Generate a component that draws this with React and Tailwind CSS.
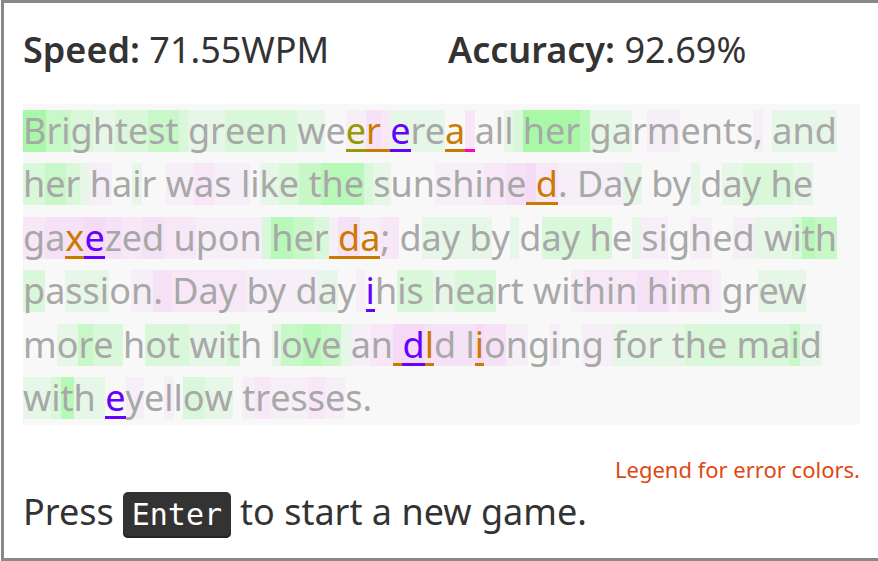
import React from "react";

// Typing-speed heat levels: g = faster than average, p = slower.
const HEAT = {
  n: "",
  g1: "bg-[#e6f6e7]",
  g2: "bg-[#d9f7d9]",
  g3: "bg-[#c8f7c8]",
  g4: "bg-[#b8f8b8]",
  g5: "bg-[#a8f8a8]",
  p1: "bg-[#f6eff7]",
  p2: "bg-[#f7e7f7]",
  p3: "bg-[#f5e2f6]",
  p4: "bg-[#f5dbf6]",
};

const ERROR = {
  orange: "border-b-3 border-[#cc7a00] text-[#cc7a00]",
  olive: "border-b-3 border-[#999900] text-[#999900]",
  violet: "border-b-3 border-[#6600ff] text-[#6600ff]",
  magenta: "border-b-3 border-[#ff00cc] text-[#ff00cc]",
};

const LINES = [
  [
    ["B", "g5"], ["ri", "g3"], ["g", "g2"], ["h", "g1"], ["te", "g2"], ["st", "g3"], [" ", "g2"],
    ["gr", "g1"], ["een ", "g2"], ["w", "g1"], ["e", "n"], ["e", "p1", "olive"], ["r", "p3", "orange"],
    [" ", "p2", "orange"], ["e", "g1", "violet"], ["re", "g1"], ["a", "n", "orange"], [" ", "p2", "magenta"],
    ["al", "n"], ["l", "g1"], [" ", "g2"], ["her", "g5"], [" ", "g4"], ["ga", "g1"], ["r", "n"],
    ["m", "p1"], ["ents", "n"], [",", "p1"], [" ", "n"], ["and", "g1"],
  ],
  [
    ["h", "g2"], ["e", "g3"], ["r", "g2"], [" ", "g1"], ["h", "p1"], ["a", "n"], ["i", "g1"], ["r ", "n"],
    ["w", "p1"], ["a", "p2"], ["s l", "p1"], ["i", "n"], ["k", "g1"], ["e", "g2"], [" t", "g3"], ["he", "g4"],
    [" ", "g2"], ["s", "g1"], ["un", "n"], ["shi", "p1"], ["n", "p2"], ["e", "p3"], [" ", "p4", "orange"],
    ["d", "p2", "orange"], [". Da", "p1"], ["y", "g1"], [" by", "n"], [" ", "g1"], ["d", "n"], ["a", "g1"],
    ["y h", "g2"], ["e", "g1"],
  ],
  [
    ["g", "p2"], ["a", "p3"], ["x", "p3", "orange"], ["e", "p4", "violet"], ["z", "p3"], ["e", "p2"],
    ["d", "p3"], [" u", "p2"], ["pon", "p1"], [" ", "g2"], ["h", "g4"], ["e", "g3"], ["r", "g2"],
    [" ", "p1", "orange"], ["d", "p3", "orange"], ["a", "p1", "orange"], ["; ", "p2"], ["d", "n"],
    ["ay b", "g1"], ["y", "n"], [" ", "g1"], ["d", "n"], ["ay h", "g2"], ["e", "n"], [" ", "g1"],
    ["si", "p1"], ["g", "n"], ["h", "p1"], ["e", "n"], ["d", "p1"], [" w", "g1"], ["i", "g2"], ["t", "g4"],
    ["h", "g3"],
  ],
  [
    ["p", "g2"], ["a", "n"], ["ssi", "g1"], ["o", "n"], ["n", "p1"], [". ", "p3"], ["Day ", "p2"],
    ["by d", "p1"], ["a", "g1"], ["y", "n"], [" ", "p1"], ["i", "n", "violet"], ["h", "n"], ["is ", "g2"],
    ["h", "g1"], ["ea", "g2"], ["rt wi", "n"], ["t", "p1"], ["hin", "p2"], [" h", "p3"], ["i", "p1"],
    ["m", "p2"], [" ", "p1"], ["gr", "n"], ["ew", "g1"],
  ],
  [
    ["m", "n"], ["o", "g1"], ["r", "g3"], ["e ", "g2"], ["h", "n"], ["ot ", "g2"], ["wi", "g1"], ["t", "g2"],
    ["h ", "n"], ["l", "g1"], ["o", "g3"], ["v", "g4"], ["e", "g3"], [" ", "g1"], ["a", "p1"], ["n", "p2"],
    [" ", "p4", "orange"], ["d", "p4", "violet"], ["l", "p3", "orange"], ["d ", "p3"], ["l", "p3"],
    ["i", "p4", "orange"], ["o", "p3"], ["n", "p1"], ["g", "n"], ["i", "p1"], ["n", "n"], ["g ", "p1"],
    ["for t", "g1"], ["he ma", "g2"], ["i", "g3"], ["d", "g1"],
  ],
  [
    ["w", "g1"], ["i", "g2"], ["t", "g4"], ["h ", "g1"], ["e", "n", "violet"], ["y", "p1"], ["e", "n"],
    ["l", "p1"], ["l", "n"], ["o", "g2"], ["w", "g1"], [" ", "n"], ["t", "p1"], ["r", "p2"], ["es", "p1"],
    ["s", "p2"], ["e", "p1"], ["s.", "n"],
  ],
];

function Line({ runs }) {
  return (
    <div className="flex items-center whitespace-pre">
      {runs.map(([text, heat, error], i) => (
        <span key={i} className={`block h-[42px] leading-[42px] ${HEAT[heat]} ${error ? ERROR[error] : ""}`}>
          {text}
        </span>
      ))}
    </div>
  );
}

export default function App() {
  return (
    <div className="bg-white pl-px">
      <main className="border-y-3 border-l-3 border-[#888888] pt-5 pr-[18px] pb-5 pl-[19px] font-['Noto_Sans',sans-serif] text-[36px] text-[#333333]">
        <div className="grid grid-cols-2 gap-x-[13px] leading-[54px]">
          <p>
            <strong className="font-semibold">Speed:</strong> 71.55WPM
          </p>
          <p>
            <strong className="font-semibold">Accuracy:</strong> 92.69%
          </p>
        </div>
        <div className="mt-[27px] grid min-h-[321px] auto-rows-fr bg-[#f8f8f8] text-[#a8a8a8]">
          {LINES.map((runs, i) => (
            <Line key={i} runs={runs} />
          ))}
        </div>
        <div className="mt-[27px] text-right text-[22px] leading-[34px]">
          <a href="#legend" className="block text-[#dd4814]">
            Legend for error colors.
          </a>
        </div>
        <p className="flex items-baseline gap-[9px] leading-[52px]">
          <span>Press</span>
          <kbd className="rounded-[5px] bg-[#333333] px-[9px] font-['DejaVu_Sans_Mono',monospace] text-[30px] leading-[46px] text-white shadow-[inset_0_-2px_0_#252525]">
            Enter
          </kbd>
          <span>to start a new game.</span>
        </p>
      </main>
    </div>
  );
}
=======
Skip the images and write out the rest of the listing exactly.

Output below:
Generate a component that draws this with React and Tailwind CSS.
import React from "react";

// Typing-speed heat levels: g = faster than average, p = slower.
const HEAT = {
  n: "",
  g1: "bg-[#e6f6e7]",
  g2: "bg-[#d9f7d9]",
  g3: "bg-[#c8f7c8]",
  g4: "bg-[#b8f8b8]",
  g5: "bg-[#a8f8a8]",
  p1: "bg-[#f6eff7]",
  p2: "bg-[#f7e7f7]",
  p3: "bg-[#f5e2f6]",
  p4: "bg-[#f5dbf6]",
};

const ERROR = {
  orange: "border-b-3 border-[#cc7a00] text-[#cc7a00]",
  olive: "border-b-3 border-[#999900] text-[#999900]",
  violet: "border-b-3 border-[#6600ff] text-[#6600ff]",
  magenta: "border-b-3 border-[#ff00cc] text-[#ff00cc]",
};

const LINES = [
  [
    ["B", "g5"], ["ri", "g3"], ["g", "g2"], ["h", "g1"], ["te", "g2"], ["st", "g3"], [" ", "g2"],
    ["gr", "g1"], ["een ", "g2"], ["w", "g1"], ["e", "n"], ["e", "p1", "olive"], ["r", "p3", "orange"],
    [" ", "p2", "orange"], ["e", "g1", "violet"], ["re", "g1"], ["a", "n", "orange"], [" ", "p2", "magenta"],
    ["al", "n"], ["l", "g1"], [" ", "g2"], ["her", "g5"], [" ", "g4"], ["ga", "g1"], ["r", "n"],
    ["m", "p1"], ["ents", "n"], [",", "p1"], [" ", "n"], ["and", "g1"],
  ],
  [
    ["h", "g2"], ["e", "g3"], ["r", "g2"], [" ", "g1"], ["h", "p1"], ["a", "n"], ["i", "g1"], ["r ", "n"],
    ["w", "p1"], ["a", "p2"], ["s l", "p1"], ["i", "n"], ["k", "g1"], ["e", "g2"], [" t", "g3"], ["he", "g4"],
    [" ", "g2"], ["s", "g1"], ["un", "n"], ["shi", "p1"], ["n", "p2"], ["e", "p3"], [" ", "p4", "orange"],
    ["d", "p2", "orange"], [". Da", "p1"], ["y", "g1"], [" by", "n"], [" ", "g1"], ["d", "n"], ["a", "g1"],
    ["y h", "g2"], ["e", "g1"],
  ],
  [
    ["g", "p2"], ["a", "p3"], ["x", "p3", "orange"], ["e", "p4", "violet"], ["z", "p3"], ["e", "p2"],
    ["d", "p3"], [" u", "p2"], ["pon", "p1"], [" ", "g2"], ["h", "g4"], ["e", "g3"], ["r", "g2"],
    [" ", "p1", "orange"], ["d", "p3", "orange"], ["a", "p1", "orange"], ["; ", "p2"], ["d", "n"],
    ["ay b", "g1"], ["y", "n"], [" ", "g1"], ["d", "n"], ["ay h", "g2"], ["e", "n"], [" ", "g1"],
    ["si", "p1"], ["g", "n"], ["h", "p1"], ["e", "n"], ["d", "p1"], [" w", "g1"], ["i", "g2"], ["t", "g4"],
    ["h", "g3"],
  ],
  [
    ["p", "g2"], ["a", "n"], ["ssi", "g1"], ["o", "n"], ["n", "p1"], [". ", "p3"], ["Day ", "p2"],
    ["by d", "p1"], ["a", "g1"], ["y", "n"], [" ", "p1"], ["i", "n", "violet"], ["h", "n"], ["is ", "g2"],
    ["h", "g1"], ["ea", "g2"], ["rt wi", "n"], ["t", "p1"], ["hin", "p2"], [" h", "p3"], ["i", "p1"],
    ["m", "p2"], [" ", "p1"], ["gr", "n"], ["ew", "g1"],
  ],
  [
    ["m", "n"], ["o", "g1"], ["r", "g3"], ["e ", "g2"], ["h", "n"], ["ot ", "g2"], ["wi", "g1"], ["t", "g2"],
    ["h ", "n"], ["l", "g1"], ["o", "g3"], ["v", "g4"], ["e", "g3"], [" ", "g1"], ["a", "p1"], ["n", "p2"],
    [" ", "p4", "orange"], ["d", "p4", "violet"], ["l", "p3", "orange"], ["d ", "p3"], ["l", "p3"],
    ["i", "p4", "orange"], ["o", "p3"], ["n", "p1"], ["g", "n"], ["i", "p1"], ["n", "n"], ["g ", "p1"],
    ["for t", "g1"], ["he ma", "g2"], ["i", "g3"], ["d", "g1"],
  ],
  [
    ["w", "g1"], ["i", "g2"], ["t", "g4"], ["h ", "g1"], ["e", "n", "violet"], ["y", "p1"], ["e", "n"],
    ["l", "p1"], ["l", "n"], ["o", "g2"], ["w", "g1"], [" ", "n"], ["t", "p1"], ["r", "p2"], ["es", "p1"],
    ["s", "p2"], ["e", "p1"], ["s.", "n"],
  ],
];

function Line({ runs }) {
  return (
    <div className="flex items-center whitespace-pre">
      {runs.map(([text, heat, error], i) => (
        <span key={i} className={`block h-[42px] leading-[42px] ${HEAT[heat]} ${error ? ERROR[error] : ""}`}>
          {text}
        </span>
      ))}
    </div>
  );
}

export default function App() {
  return (
    <div className="bg-white pl-px">
      <main className="border-y-3 border-l-3 border-[#888888] pt-5 pr-[18px] pb-5 pl-[19px] font-['Noto_Sans',sans-serif] text-[36px] text-[#333333]">
        <div className="grid grid-cols-2 gap-x-[13px] leading-[54px]">
          <p>
            <strong className="font-semibold">Speed:</strong> 71.55WPM
          </p>
          <p>
            <strong className="font-semibold">Accuracy:</strong> 92.69%
          </p>
        </div>
        <div className="mt-[27px] grid min-h-[321px] auto-rows-fr bg-[#f8f8f8] text-[#a8a8a8]">
          {LINES.map((runs, i) => (
            <Line key={i} runs={runs} />
          ))}
        </div>
        <div className="mt-[27px] text-right text-[22px] leading-[34px]">
          <a href="#legend" className="block text-[#dd4814]">
            Legend for error colors.
          </a>
        </div>
        <p className="flex items-baseline gap-[9px] leading-[52px]">
          <span>Press</span>
          <kbd className="rounded-[5px] bg-[#333333] px-[9px] font-['DejaVu_Sans_Mono',monospace] text-[30px] leading-[46px] text-white shadow-[inset_0_-2px_0_#252525]">
            Enter
          </kbd>
          <span>to start a new game.</span>
        </p>
      </main>
    </div>
  );
}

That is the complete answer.